II. The Breach of Contract Claim

Having established that New York law governs this dispute, the Court now turns to Defendants' motion to dismiss RAWNY's breach of contract claim. Under New York law, to “recover from a defendant for breach of contract, a plaintiff must prove, by a preponderance of the evidence, (1) the existence of a contract between itself and that defendant; (2) performance of the plaintiff's obligations under the contract; (3) breach of the contract by that defendant; and (4) damages to the plaintiff caused by that defendant's breach.” Diesel Props. S.r.l v. Greystone Bus. Credit II LLC, 631 F.3d 42, 52 (2d Cir. 2011). Defendant argues that RAWNY's breach of contract claim must be dismissed because (1) Defendant McKesson is not a party to the Participation Agreement and (2) RAWNY has failed to state a breach of contract claim as a matter of law. ECF No. 6-1 at 7-20. As explained below, the Court agrees with Defendants. However, as further explained below, the Court will grant RAWNY leave to amend its complaint to cure these deficiencies.

a. RAWNY's Notice Claim

The Court begins with RAWNY's notice claim. Whether the Notice Provision required Defendants to provide notice to RAWNY before changing their credit card processing vendor is a matter of contract interpretation, which is “generally a question of law” and therefore “suitable for disposition on a motion to dismiss.” irth Solutions, LLC v. S&S Utilities Engineering, No. 19-CV-6183-FPG, 2019 WL 5694247, at *2 (W.D.N.Y. Nov. 4, 2019). “Under New York law, a written contract is to be interpreted so as to give effect to the intention of the parties as expressed in the unequivocal language they have employed.” Cruden v. Bank of N.Y., 957 F.2d 961, 976 (2d Cir. 1992) (citing Breed v. Ins. Co. of N. Am., 46 N.Y.2d 351, 355 (1978)). On a Rule 12(b)(6) motion, the Court need not accept the plaintiff's allegations regarding the construction of the contract, but instead can interpret the contract before it. Id. However, “[a]t the motion to dismiss stage, a district court may dismiss a breach of contract claim only if the terms of the contract are unambiguous.” Orchard Hill Master Fund Ltd. v. SBA Comms. Corp., 830 F.3d 152, 156 (2d Cir. 2016). “Whether a contract is ambiguous is a question of law for the court to decide,” Bayerische Landesbank, N.Y. Branch v. Aladdin Capital Mgmt. LLC, 692 F.3d 42, 53 (2d Cir. 2012), and “matters extrinsic to the agreement may not be considered when the intent of the parties can fairly be gleaned from the face of the instrument.” Cruden, 957 F.2d at 976 (citing Teitelbaum Holdings, Ltd. v. Gold, 48 N.Y.2d 51, 56 (1979)).
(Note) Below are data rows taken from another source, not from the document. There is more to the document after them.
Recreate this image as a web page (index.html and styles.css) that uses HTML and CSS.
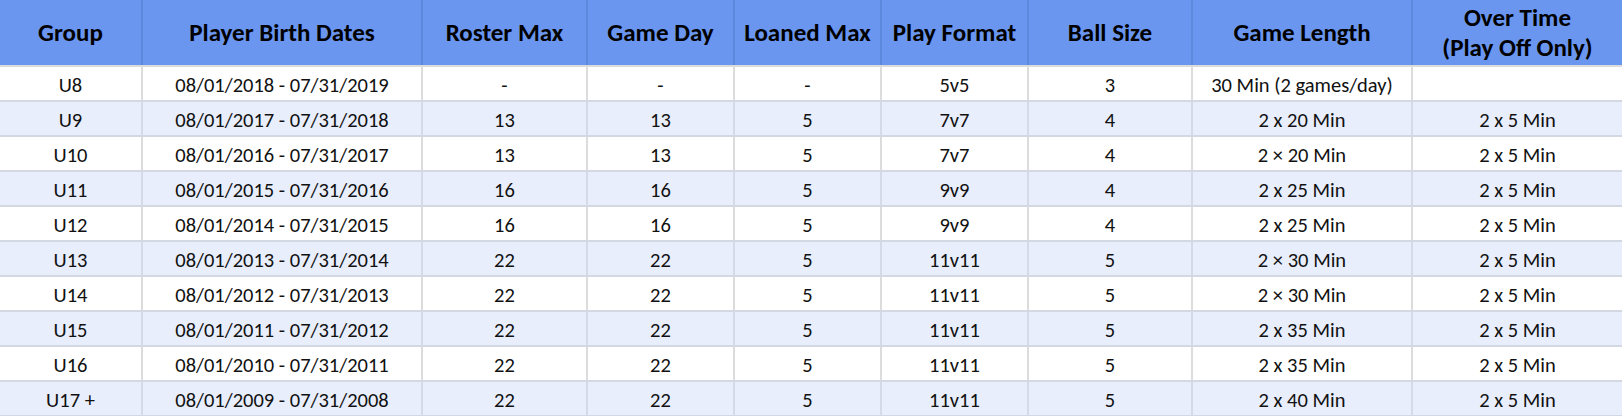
FILE: index.html
```html
<!DOCTYPE html>
<html>
<head>
<meta charset="utf-8">
<link rel="stylesheet" href="styles.css">
</head>
<body>
<table class="grid">
  <colgroup>
    <col class="c1"><col class="c2"><col class="c3"><col class="c4"><col class="c5"><col class="c6"><col class="c7"><col class="c8"><col class="c9">
  </colgroup>
  <thead>
    <tr class="head-row">
      <th>Group</th>
      <th>Player Birth Dates</th>
      <th>Roster Max</th>
      <th>Game Day</th>
      <th>Loaned Max</th>
      <th>Play Format</th>
      <th>Ball Size</th>
      <th>Game Length</th>
      <th>Over Time<br>(Play Off Only)</th>
    </tr>
  </thead>
  <tbody>
    <tr><td>U8</td><td>08/01/2018 - 07/31/2019</td><td>-</td><td>-</td><td>-</td><td>5v5</td><td>3</td><td>30 Min (2 games/day)</td><td></td></tr>
    <tr><td>U9</td><td>08/01/2017 - 07/31/2018</td><td>13</td><td>13</td><td>5</td><td>7v7</td><td>4</td><td>2 x 20 Min</td><td>2 x 5 Min</td></tr>
    <tr><td>U10</td><td>08/01/2016 - 07/31/2017</td><td>13</td><td>13</td><td>5</td><td>7v7</td><td>4</td><td>2 × 20 Min</td><td>2 x 5 Min</td></tr>
    <tr><td>U11</td><td>08/01/2015 - 07/31/2016</td><td>16</td><td>16</td><td>5</td><td>9v9</td><td>4</td><td>2 x 25 Min</td><td>2 x 5 Min</td></tr>
    <tr><td>U12</td><td>08/01/2014 - 07/31/2015</td><td>16</td><td>16</td><td>5</td><td>9v9</td><td>4</td><td>2 x 25 Min</td><td>2 x 5 Min</td></tr>
    <tr><td>U13</td><td>08/01/2013 - 07/31/2014</td><td>22</td><td>22</td><td>5</td><td>11v11</td><td>5</td><td>2 × 30 Min</td><td>2 x 5 Min</td></tr>
    <tr><td>U14</td><td>08/01/2012 - 07/31/2013</td><td>22</td><td>22</td><td>5</td><td>11v11</td><td>5</td><td>2 × 30 Min</td><td>2 x 5 Min</td></tr>
    <tr><td>U15</td><td>08/01/2011 - 07/31/2012</td><td>22</td><td>22</td><td>5</td><td>11v11</td><td>5</td><td>2 x 35 Min</td><td>2 x 5 Min</td></tr>
    <tr><td>U16</td><td>08/01/2010 - 07/31/2011</td><td>22</td><td>22</td><td>5</td><td>11v11</td><td>5</td><td>2 x 35 Min</td><td>2 x 5 Min</td></tr>
    <tr><td>U17 +</td><td>08/01/2009 - 07/31/2008</td><td>22</td><td>22</td><td>5</td><td>11v11</td><td>5</td><td>2 x 40 Min</td><td>2 x 5 Min</td></tr>
  </tbody>
</table>
</body>
</html>
```
FILE: styles.css
```css
html, body {
  margin: 0;
  padding: 0;
  background: #ffffff;
}
body {
  font-family: "Carlito", "Lato", "Open Sans", sans-serif;
  color: #111111;
}
.grid {
  width: 1622px;
  table-layout: fixed;
  border-collapse: collapse;
  border-spacing: 0;
}
.c1 { width: 142px; }
.c2 { width: 280px; }
.c3 { width: 165px; }
.c4 { width: 147px; }
.c5 { width: 147px; }
.c6 { width: 147px; }
.c7 { width: 164px; }
.c8 { width: 220px; }
.c9 { width: 210px; }
.grid .head-row { height: 66px; }
.grid tbody tr { height: 35px; }
.grid th {
  background: #6a96f0;
  color: #000000;
  font-weight: 700;
  font-size: 25px;
  line-height: 30px;
  padding: 0;
  text-align: center;
  vertical-align: middle;
  border-left: 2px solid #5e88dc;
  border-bottom: 2px solid #dcdcdc;
  white-space: nowrap;
}
.grid th:first-child { border-left: none; }
.grid td {
  font-size: 20.5px;
  line-height: 24px;
  padding: 3px 0 0 0;
  text-align: center;
  vertical-align: middle;
  border-left: 2px solid #dcdcdc;
  border-bottom: 2px solid #d3d8e2;
  white-space: nowrap;
}
.grid td:first-child { border-left: none; }
.grid tbody tr:nth-child(even) td {
  background: #e8eefc;
  border-left-color: #d4dae6;
}
.grid tbody tr:nth-child(even) td:first-child { border-left: none; }
```
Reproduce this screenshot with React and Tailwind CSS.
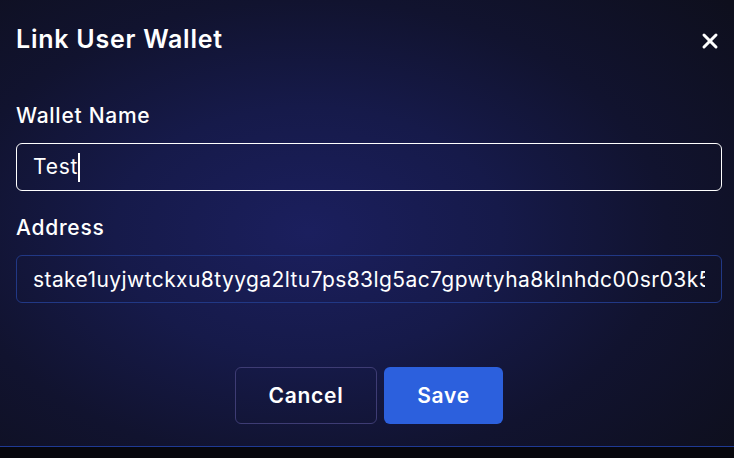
import { X } from "lucide-react";

export default function App() {
  const address = "stake1uyjwtckxu8tyyga2ltu7ps83lg5ac7gpwtyha8klnhdc00sr03k5qzx7f3mw9h";

  return (
    <div className="w-[734px] h-[458px] overflow-hidden bg-[#07070d] font-['Inter',sans-serif] text-white">
      {/* MODAL */}
      <div className="h-[447px] border-b border-[#1f3a94] bg-[radial-gradient(ellipse_75%_80%_at_42%_52%,#1b1f5e_0%,#161a4a_35%,#11132f_65%,#0e0f1d_100%)] pl-4 pr-3 pt-[23px] flex flex-col">
        {/* HEADER */}
        <div className="flex items-center justify-between">
          <h1 className="text-[25px] leading-8 font-semibold tracking-[0.03em]">Link User Wallet</h1>
          <button className="mt-[3px] text-white">
            <X size={24} strokeWidth={3} />
          </button>
        </div>

        {/* WALLET NAME */}
        <label className="mt-[47px] text-[21px] leading-7 font-medium tracking-[0.035em]">Wallet Name</label>
        <div className="mt-[13px] h-12 rounded-md border border-white px-4 flex items-center text-[21px] tracking-[0.035em]">
          <span>Test</span>
          <span className="w-[2px] h-[29px] bg-white" />
        </div>

        {/* ADDRESS */}
        <label className="mt-[23px] text-[21px] leading-7 font-medium tracking-[0.035em]">Address</label>
        <input
          readOnly
          value={address}
          className="mt-[13px] h-12 rounded-md border border-[#213885] bg-transparent px-4 text-[21px] tracking-[0.02em] text-white outline-none"
        />

        {/* ACTIONS */}
        <div className="mt-16 flex justify-center gap-[7px]">
          <button className="h-[57px] w-[142px] rounded-md border border-[#3e3c74] text-[21px] font-semibold tracking-[0.035em]">
            Cancel
          </button>
          <button className="h-[57px] w-[119px] rounded-md bg-[#2c60dd] text-[21px] font-semibold tracking-[0.035em]">
            Save
          </button>
        </div>
      </div>
    </div>
  );
}
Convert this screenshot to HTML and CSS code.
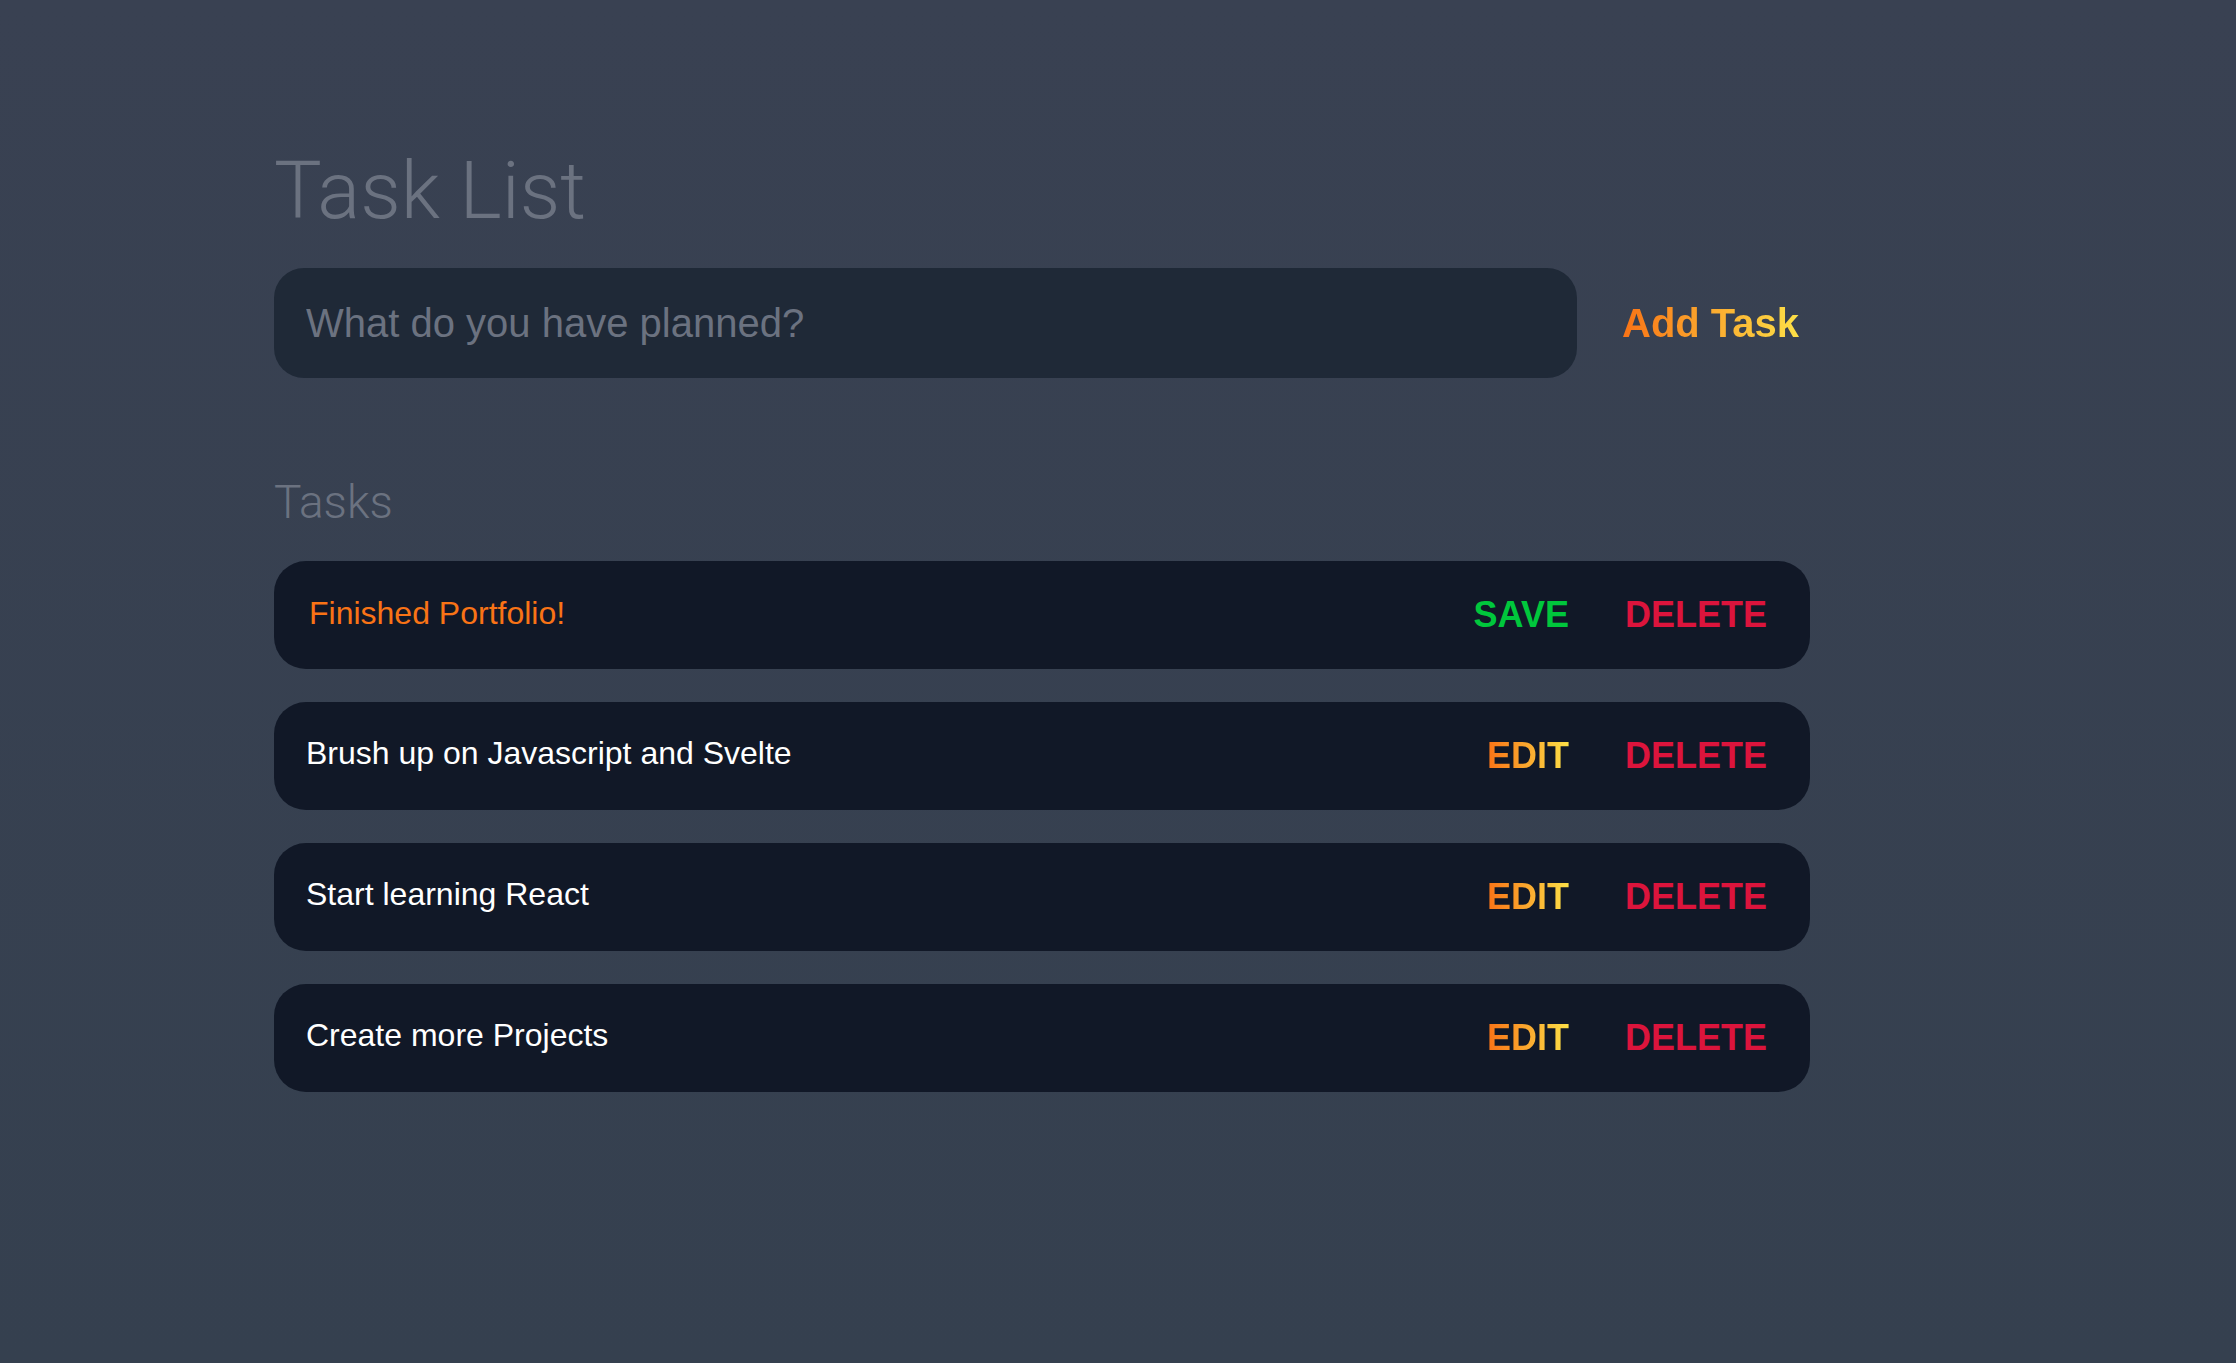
FILE: index.html
```html
<!DOCTYPE html>
<html lang="en">
<head>
<meta charset="utf-8">
<title>Task List</title>
<link rel="stylesheet" href="styles.css">
</head>
<body>
<main class="app">
  <h1 class="title">Task List</h1>
  <form class="new-task">
    <input class="new-task-input" type="text" placeholder="What do you have planned?">
    <button class="add-btn" type="button"><span class="grad-text">Add Task</span></button>
  </form>
  <section class="tasks">
    <h2 class="tasks-heading">Tasks</h2>
    <div class="task-list">
      <div class="task">
        <input class="task-input" type="text" value="Finished Portfolio!">
        <div class="actions">
          <button class="btn save" type="button">SAVE</button>
          <button class="btn delete" type="button">DELETE</button>
        </div>
      </div>
      <div class="task">
        <span class="task-text">Brush up on Javascript and Svelte</span>
        <div class="actions">
          <button class="btn edit" type="button"><span class="grad-text">EDIT</span></button>
          <button class="btn delete" type="button">DELETE</button>
        </div>
      </div>
      <div class="task">
        <span class="task-text">Start learning React</span>
        <div class="actions">
          <button class="btn edit" type="button"><span class="grad-text">EDIT</span></button>
          <button class="btn delete" type="button">DELETE</button>
        </div>
      </div>
      <div class="task">
        <span class="task-text">Create more Projects</span>
        <div class="actions">
          <button class="btn edit" type="button"><span class="grad-text">EDIT</span></button>
          <button class="btn delete" type="button">DELETE</button>
        </div>
      </div>
    </div>
  </section>
</main>
</body>
</html>
```

FILE: styles.css
```css
* {
  box-sizing: border-box;
}

html, body {
  margin: 0;
  padding: 0;
}

body {
  min-height: 100vh;
  background: linear-gradient(to bottom, #394152, #35404f);
  font-family: "Liberation Sans", Arial, sans-serif;
}

.app {
  padding: 151px 0 0 274px;
  width: 1810px;
}

.title {
  margin: 0;
  font-family: Roboto, "Liberation Sans", sans-serif;
  font-weight: 300;
  font-size: 80px;
  line-height: 1;
  color: #6b7280;
}

.new-task {
  display: flex;
  align-items: center;
  margin-top: 37px;
}

.new-task-input {
  width: 1303px;
  height: 110px;
  border: none;
  outline: none;
  border-radius: 30px;
  background: #1f2937;
  padding: 0 0 0 32px;
  font-family: "Liberation Sans", Arial, sans-serif;
  font-size: 40px;
  color: #e5e7eb;
}

.new-task-input::placeholder {
  color: #6b7280;
}

.add-btn {
  margin-left: 45px;
  padding: 0;
  border: none;
  background: none;
  font-family: "Liberation Sans", Arial, sans-serif;
  font-weight: 700;
  font-size: 40px;
  line-height: 1;
  cursor: pointer;
}

.grad-text {
  background: linear-gradient(to right, #f97316, #fde047);
  -webkit-background-clip: text;
  background-clip: text;
  color: transparent;
}

.tasks {
  margin-top: 101px;
}

.tasks-heading {
  margin: 0;
  font-family: Roboto, "Liberation Sans", sans-serif;
  font-weight: 300;
  font-size: 46px;
  line-height: 1;
  color: #6b7280;
}

.task-list {
  display: flex;
  flex-direction: column;
  gap: 33px;
  margin-top: 36px;
}

.task {
  display: flex;
  align-items: center;
  justify-content: space-between;
  height: 108px;
  border-radius: 32px;
  background: #111827;
  padding: 0 43px 0 32px;
}

.task-text {
  font-size: 32px;
  color: #ffffff;
  margin-bottom: 6px;
}

.task-input {
  flex: 1;
  border: none;
  outline: none;
  background: transparent;
  padding: 0 0 0 3px;
  margin-bottom: 3px;
  font-family: "Liberation Sans", Arial, sans-serif;
  font-size: 32px;
  color: #f97316;
}

.actions {
  display: flex;
  align-items: center;
  gap: 56px;
}

.btn {
  padding: 0;
  border: none;
  background: none;
  font-family: "Liberation Sans", Arial, sans-serif;
  font-weight: 700;
  font-size: 36px;
  line-height: 1;
  cursor: pointer;
}

.save {
  color: #00c73c;
}

.delete {
  color: #dc143c;
}
```
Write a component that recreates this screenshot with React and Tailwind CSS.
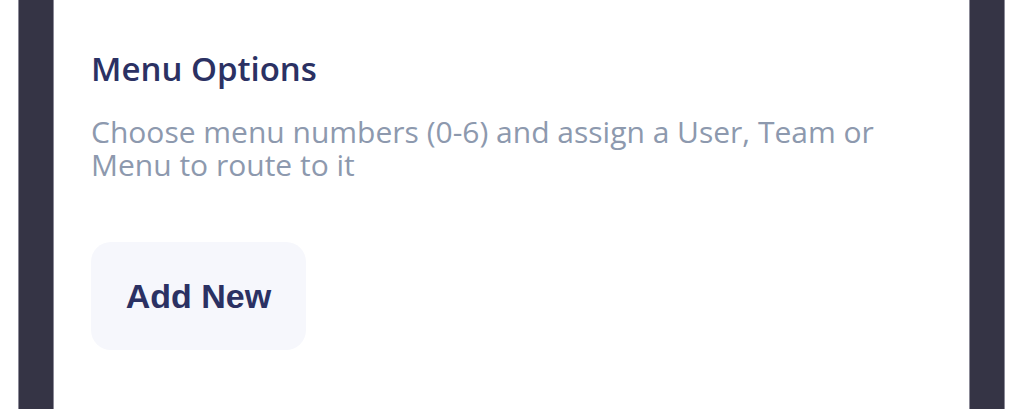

A contract is ambiguous “if its terms could suggest more than one meaning when viewed objectively by a reasonably intelligent person who has examined the context of the entire integrated agreement and who is cognizant of the customs, practices, usages and terminology as generally understood in the particular trade or business.” Orchard Hill Master Fund, 830 F.3d at 157 (quoting Chesapeake Energy Corp. v. Bank of N.Y. Mellon Trust Co., 773 F.3d 110, 114 (2d Cir. 2014)). “A contract is unambiguous, however, if the ‘contract language has a definite and precise meaning . . . and concerning which there is no reasonable basis for a difference of opinion.'” Id. (quoting Chesapeake Energy, 773 F.3d at 110). “The language of a contract is not made ambiguous simply because the parties urge different interpretations.” Seiden Assocs., Inc. v. ANC Holdings, Inc., 959 F.2d 425, 428 (2d Cir. 1992). Instead, a court analyzing a contract for ambiguity should apply the “normal rules of contract interpretation.” Orlander v. Staples, Inc., 802 F.3d 289, 295 (2d Cir. 2015). That is, the court should give words and phrases their plain meaning, id., which courts often ascertain by turning to a dictionary, Fed Ins. Co. v. Am Home Assurance Co., 639 F.3d 557, 567 (2d Cir. 2011). Finally, the court should construe the agreement “so as to give full meaning and effect to all of its provisions.” Orlander, 802 F.3d at 295. In doing so, a court should not “consider particular phrases in isolation, but rather interpret them in light of the parties' intent as manifested by the contract as a whole.” Gary Friedrich Enters., LLC v. Marvel Characters, Inc., 716 F.3d 302, 313 (2d Cir. 2013).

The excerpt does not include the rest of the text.